If the coins have rational weights, we can just rescale to a unit of measure where the weights are integers, so the proof can apply there too.

Under the assumption that all coins have a (positive) integer weight:

First let’s prove that the weights of all the coins must have the same parity (odd or even.)

Let A and B be a pair of coins. The division into two equal piles (of equal weight) of ten coins each when coin A is removed has each pile weighing (X - A)/2, and when B is removed it’s (X - B)/2. Both these are the sum of 10 integers, and so both are integers themselves. Thus X - A and X - B are both even numbers, so (X - A) - (X - B) = B - A is an even number. As the difference in weight between A and B is even, A and B must have the same parity.

We found that all the differences in weights between pairs of coins are even. But are any of those differences equal to 2 mod 4? No, and for much the same reason. For any two coins weighing A and B, (X - A)/2 and (X - B)/2 are both the sum of ten integers of the same parity, and so are both even (the sum of any ten odd numbers is even, and so is the sum of any ten even numbers.) So X - A and X - B are each equal to 0 mod 4, and so their difference, (X - A) - (X - B) = B - A is also equal to 0 mod 4.
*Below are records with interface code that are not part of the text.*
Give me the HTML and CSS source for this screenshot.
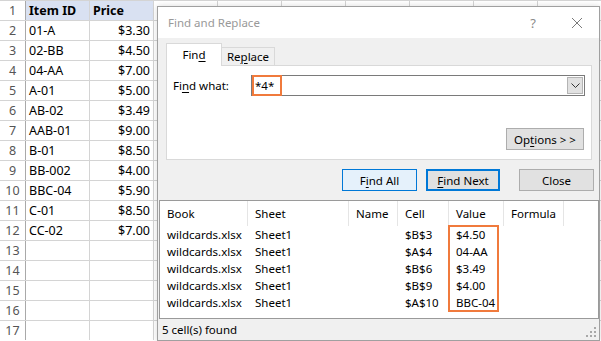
FILE: index.html
```html
<html lang="en">

<head>
    <title>Find and Replace</title>
    <link rel="stylesheet" href="styles.css">
</head>

<body>
    <div class="sheet">
        <div class="row">
            <span class="rn">1</span><span class="cell hd">Item ID</span><span class="cell hd">Price</span><span class="rest"></span>
        </div>
        <div class="row">
            <span class="rn">2</span><span class="cell">01-A</span><span class="cell num">$3.30</span><span class="rest"></span>
        </div>
        <div class="row">
            <span class="rn">3</span><span class="cell">02-BB</span><span class="cell num">$4.50</span><span class="rest"></span>
        </div>
        <div class="row">
            <span class="rn">4</span><span class="cell">04-AA</span><span class="cell num">$7.00</span><span class="rest"></span>
        </div>
        <div class="row">
            <span class="rn">5</span><span class="cell">A-01</span><span class="cell num">$5.00</span><span class="rest"></span>
        </div>
        <div class="row">
            <span class="rn">6</span><span class="cell">AB-02</span><span class="cell num">$3.49</span><span class="rest"></span>
        </div>
        <div class="row">
            <span class="rn">7</span><span class="cell">AAB-01</span><span class="cell num">$9.00</span><span class="rest"></span>
        </div>
        <div class="row">
            <span class="rn">8</span><span class="cell">B-01</span><span class="cell num">$8.50</span><span class="rest"></span>
        </div>
        <div class="row">
            <span class="rn">9</span><span class="cell">BB-002</span><span class="cell num">$4.00</span><span class="rest"></span>
        </div>
        <div class="row">
            <span class="rn">10</span><span class="cell">BBC-04</span><span class="cell num">$5.90</span><span class="rest"></span>
        </div>
        <div class="row">
            <span class="rn">11</span><span class="cell">C-01</span><span class="cell num">$8.50</span><span class="rest"></span>
        </div>
        <div class="row">
            <span class="rn">12</span><span class="cell">CC-02</span><span class="cell num">$7.00</span><span class="rest"></span>
        </div>
        <div class="row">
            <span class="rn">13</span><span class="cell"></span><span class="cell"></span><span class="rest"></span>
        </div>
        <div class="row">
            <span class="rn">14</span><span class="cell"></span><span class="cell"></span><span class="rest"></span>
        </div>
        <div class="row">
            <span class="rn">15</span><span class="cell"></span><span class="cell"></span><span class="rest"></span>
        </div>
        <div class="row">
            <span class="rn">16</span><span class="cell"></span><span class="cell"></span><span class="rest"></span>
        </div>
        <div class="row">
            <span class="rn">17</span><span class="cell"></span><span class="cell"></span><span class="rest"></span>
        </div>
    </div>

    <div class="dialog">
        <div class="titlebar">
            <span class="title">Find and Replace</span>
            <span class="help">?</span>
            <svg class="close-x" width="12" height="12" viewBox="0 0 12 12">
                <path d="M1 1 L11 11 M11 1 L1 11" stroke="#7a7a7a" stroke-width="1" fill="none" />
            </svg>
        </div>

        <div class="tabs">
            <div class="tab active">Fin<u>d</u></div>
            <div class="tab">Re<u>p</u>lace</div>
        </div>

        <div class="panel">
            <div class="find-row">
                <span class="label">Fi<u>n</u>d what:</span>
                <div class="combo">
                    <span class="query">*4*</span>
                    <span class="drop">
                        <svg width="9" height="5" viewBox="0 0 9 5">
                            <path d="M0.5 0.5 L4.5 4.5 L8.5 0.5" stroke="#333" stroke-width="1" fill="none" />
                        </svg>
                    </span>
                </div>
            </div>
            <div class="opt-row">
                <button class="btn btn-options">Op<u>t</u>ions &gt; &gt;</button>
            </div>
        </div>

        <div class="actions">
            <button class="btn btn-hover">F<u>i</u>nd All</button>
            <button class="btn btn-default"><u>F</u>ind Next</button>
            <button class="btn btn-close">Close</button>
        </div>

        <div class="results">
            <div class="rgrid rhead">
                <span>Book</span><span>Sheet</span><span>Name</span><span>Cell</span><span>Value</span><span>Formula</span><span class="blank"></span>
            </div>
            <div class="rgrid">
                <span>wildcards.xlsx</span><span>Sheet1</span><span></span><span>$B$3</span><span>$4.50</span><span></span><span></span>
            </div>
            <div class="rgrid">
                <span>wildcards.xlsx</span><span>Sheet1</span><span></span><span>$A$4</span><span>04-AA</span><span></span><span></span>
            </div>
            <div class="rgrid">
                <span>wildcards.xlsx</span><span>Sheet1</span><span></span><span>$B$6</span><span>$3.49</span><span></span><span></span>
            </div>
            <div class="rgrid">
                <span>wildcards.xlsx</span><span>Sheet1</span><span></span><span>$B$9</span><span>$4.00</span><span></span><span></span>
            </div>
            <div class="rgrid">
                <span>wildcards.xlsx</span><span>Sheet1</span><span></span><span>$A$10</span><span>BBC-04</span><span></span><span></span>
            </div>
            <div class="value-mark"></div>
        </div>

        <div class="status">
            <span>5 cell(s) found</span>
            <svg class="grip" width="10" height="10" viewBox="0 0 10 10">
                <rect x="8" y="0" width="2" height="2" fill="#a8a8a8" />
                <rect x="4" y="4" width="2" height="2" fill="#a8a8a8" />
                <rect x="8" y="4" width="2" height="2" fill="#a8a8a8" />
                <rect x="0" y="8" width="2" height="2" fill="#a8a8a8" />
                <rect x="4" y="8" width="2" height="2" fill="#a8a8a8" />
                <rect x="8" y="8" width="2" height="2" fill="#a8a8a8" />
            </svg>
        </div>
    </div>
</body>
</html>
```

FILE: styles.css
```css
body {
    margin: 0;
    padding: 0;
    width: 601px;
    height: 341px;
    overflow: hidden;
    background: #fff;
    font-family: "Noto Sans", "Open Sans", sans-serif;
    position: relative;
}

/* spreadsheet behind the dialog */
.sheet {
    display: flex;
    flex-direction: column;
    gap: 1px;
    padding-top: 1px;
    background: #d4d4d4;
    font-size: 12.5px;
    color: #000;
}

.row {
    display: grid;
    grid-template-columns: 25px 63px 63px 1fr;
    column-gap: 1px;
    height: 19px;
}

.row span {
    background: #fff;
    line-height: 19px;
    white-space: nowrap;
}

.rn {
    text-align: center;
    color: #555;
    box-shadow: 1px 0 0 #a9a9a9;
}

.cell {
    padding: 0 3px;
}

.cell.hd {
    background: #d9e1f2 !important;
    font-weight: bold;
}

.cell.num {
    text-align: right;
}

.rest {
    background: repeating-linear-gradient(to right, #fff 0 63px, #d4d4d4 63px 64px) !important;
}

/* dialog */
.dialog {
    position: absolute;
    left: 157px;
    top: 6px;
    width: 441px;
    height: 333px;
    border: 1px solid #a0a0a0;
    background: #f0f0f0;
    box-shadow: 0 0 6px rgba(0, 0, 0, 0.15);
    display: flex;
    flex-direction: column;
    font-size: 11.5px;
    color: #000;
}

.dialog u {
    text-decoration-thickness: 1px;
    text-underline-offset: 2px;
}

.titlebar {
    height: 31px;
    background: #fff;
    display: flex;
    align-items: center;
    padding-left: 10px;
}

.title {
    font-size: 11.5px;
    color: #999;
    flex: 1;
}

.help {
    color: #8a8a8a;
    font-size: 13px;
    margin-right: 35px;
}

.close-x {
    margin-right: 16px;
}

.tabs {
    display: flex;
    align-items: flex-end;
    height: 21px;
    margin: 6px 0 0 8px;
    position: relative;
    z-index: 1;
}

.tab {
    height: 17px;
    width: 52px;
    line-height: 17px;
    text-align: center;
    border: 1px solid #d9d9d9;
    border-bottom: none;
    background: #f0f0f0;
    margin-left: -1px;
}

.tab.active {
    height: 22px;
    width: 54px;
    line-height: 22px;
    margin-left: 0;
    margin-bottom: -1px;
    background: #fff;
    position: relative;
    z-index: 2;
}

.panel {
    margin: 0 7px 0 8px;
    background: #fff;
    border: 1px solid #d9d9d9;
    display: flex;
    flex-direction: column;
    padding: 9px 6px 0 6px;
    box-sizing: border-box;
    height: 95px;
}

.find-row {
    display: flex;
    align-items: center;
}

.label {
    width: 78px;
}

.combo {
    flex: 1;
    height: 21px;
    box-sizing: border-box;
    border: 1px solid #7a7a7a;
    display: flex;
    align-items: center;
    position: relative;
}

.query {
    padding-left: 3px;
    flex: 1;
}

.query::before {
    content: "";
    position: absolute;
    left: 0;
    top: -1px;
    width: 30px;
    height: 21px;
    box-sizing: border-box;
    border: 2px solid #f07a3c;
}

.drop {
    width: 16px;
    height: 17px;
    margin-right: 1px;
    background: #e1e1e1;
    border: 1px solid #b4b4b4;
    box-sizing: border-box;
    display: flex;
    align-items: center;
    justify-content: center;
}

.opt-row {
    display: flex;
    justify-content: flex-end;
    margin-top: 32px;
    padding-right: 1px;
}

.btn {
    font-family: inherit;
    font-size: 11.5px;
    color: #000;
    height: 22px;
    width: 75px;
    padding: 0;
    background: #e1e1e1;
    border: 1px solid #adadad;
    box-sizing: border-box;
}

.btn-options {
    width: 78px;
}

.btn-hover {
    background: #e5f1fb;
    border-color: #0078d7;
}

.btn-default {
    border: 2px solid #0078d7;
    width: 74px;
}

.actions {
    display: flex;
    justify-content: flex-end;
    gap: 9px;
    margin: 9px 5px 0 0;
}

.btn-close {
    margin-left: 10px;
}

.results {
    margin: 9px 0 0 1px;
    height: 119px;
    box-sizing: border-box;
    background: #fff;
    border: 1px solid #9a9a9a;
    position: relative;
}

.rgrid {
    display: grid;
    grid-template-columns: 88px 101px 49px 51px 55px 60px 1fr;
    height: 17px;
    line-height: 17px;
}

.rgrid span {
    padding-left: 7px;
    white-space: nowrap;
}

.rhead {
    height: 25px;
    line-height: 25px;
}

.rhead span {
    border-right: 1px solid #e5e5e5;
}

.rhead span.blank {
    border-right: none;
}

.value-mark {
    position: absolute;
    left: 288px;
    top: 24px;
    width: 51px;
    height: 87px;
    box-sizing: border-box;
    border: 2px solid #f07a3c;
}

.status {
    flex: 1;
    display: flex;
    align-items: center;
    justify-content: space-between;
    padding: 0 3px 0 4px;
}

.grip {
    align-self: flex-end;
    margin-bottom: 3px;
}
```
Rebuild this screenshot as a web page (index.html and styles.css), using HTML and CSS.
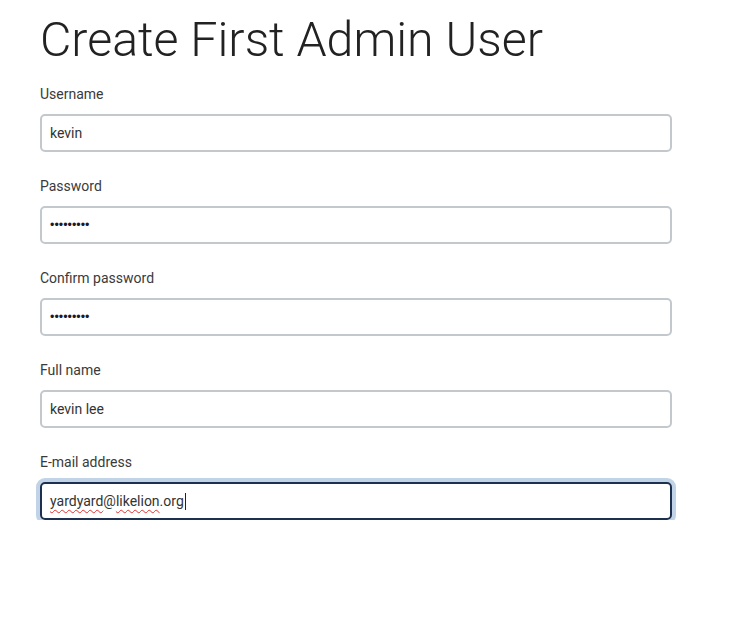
FILE: index.html
```html
<!DOCTYPE html>
<html>
<head>
<meta charset="utf-8">
<link rel="stylesheet" href="styles.css">
</head>
<body>
<div class="page">
  <h1 class="title">Create First Admin User</h1>
  <form class="form">
    <div class="field">
      <label class="label">Username</label>
      <div class="input">kevin</div>
    </div>
    <div class="field">
      <label class="label">Password</label>
      <div class="input dots">•••••••••</div>
    </div>
    <div class="field">
      <label class="label">Confirm password</label>
      <div class="input dots">•••••••••</div>
    </div>
    <div class="field">
      <label class="label">Full name</label>
      <div class="input">kevin lee</div>
    </div>
    <div class="field">
      <label class="label">E-mail address</label>
      <div class="input focused"><span class="spell">yardyard</span>@<span class="spell">likelion</span>.org<span class="caret"></span></div>
    </div>
  </form>
</div>
</body>
</html>
```
FILE: styles.css
```css
html, body {
  margin: 0;
  padding: 0;
  background: #fff;
}
.page {
  padding: 12px 0 0 40px;
  font-family: Roboto, "Liberation Sans", sans-serif;
  color: #333;
}
.title {
  margin: 0;
  font-weight: 300;
  font-size: 48.3px;
  line-height: 56px;
  color: #222;
  letter-spacing: 0;
}
.form {
  display: flex;
  flex-direction: column;
  gap: 26px;
  margin-top: 18px;
  width: 632px;
}
.field {
  display: flex;
  flex-direction: column;
  gap: 12px;
}
.label {
  font-size: 14px;
  line-height: 16px;
  color: #3a3a3a;
}
.input {
  box-sizing: border-box;
  height: 38px;
  border: 2px solid #c3c8cd;
  border-radius: 5px;
  padding: 0 8px;
  display: flex;
  align-items: center;
  font-size: 14px;
  color: #333;
}
.dots {
  font-family: "Liberation Sans", sans-serif;
  font-size: 12.5px;
  color: #1a1a2a;
}
.focused {
  border-color: #1d3050;
  box-shadow: 0 0 0 4px #c1d3e6;
}
.spell {
  text-decoration: underline wavy #e03030;
  text-decoration-thickness: 1px;
  text-underline-offset: 3px;
}
.caret {
  display: inline-block;
  width: 1px;
  height: 17px;
  background: #222;
  margin-left: 1px;
}
```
So all pairs of coins must be a multiple of 4 apart in weight. We can continue up the powers of two in this way. By induction:
If for a certain n, the difference in weight between any two coins is equal to 0 mod 2^n, then by the same logic as above, for any two coins A and B, the piles of ten coins whose weights are (X - A)/2 and (X - B)/2, being the sum of ten numbers which are equal mod 2^n, are equal to 0 mod 2^(n+1) [Edit: this part is not correct as written, see here for an explanation.], and so (X - A) - (X - B) = B - A is also equal to 0 mod 2^(n+1).

Thus by induction, all differences in weight between pairs of coins must be equal to 0 mod 2^n for all positive n. (Equivalently, for all n the weights of all coins must be equal mod 2^n.)

The differences in weight between any given pair of coins obviously can’t be more than X (the total weight of all the coins.) So we just need to choose an n such that 2^n > X, and we then know that all differences in weight are natural numbers less than 2^n which are equal to zero mod 2^n, which means that they are all zero.

Having proved that all weight differences between pairs of coins are zero, all the coins are of the same weight.



@mufflon, I think you’ve proved it for the case that at least 20 of the coins all weigh the same and it’s definitely progress on making sense of it!

For an almost fully general proof, I think @zzq has nailed it. I think I have a version of that parity argument that’s simpler. Either way, I am very impressed. I did not come up with the idea for that on my own.

I also spent a long time trying to extend the proof to the case of real-valued weights and believe I finally did it and that it’s not actually too hard in retrospect.

I plan to post my write-up of the solution in a couple more days!

Definitely not sure if I’m smart enough to get this.

But if neither an odd nor an even amount of coins can be of different weight, the only remaining amount of coins that satisfies the problem is 0 difference in coins. But this is probably not formal enough.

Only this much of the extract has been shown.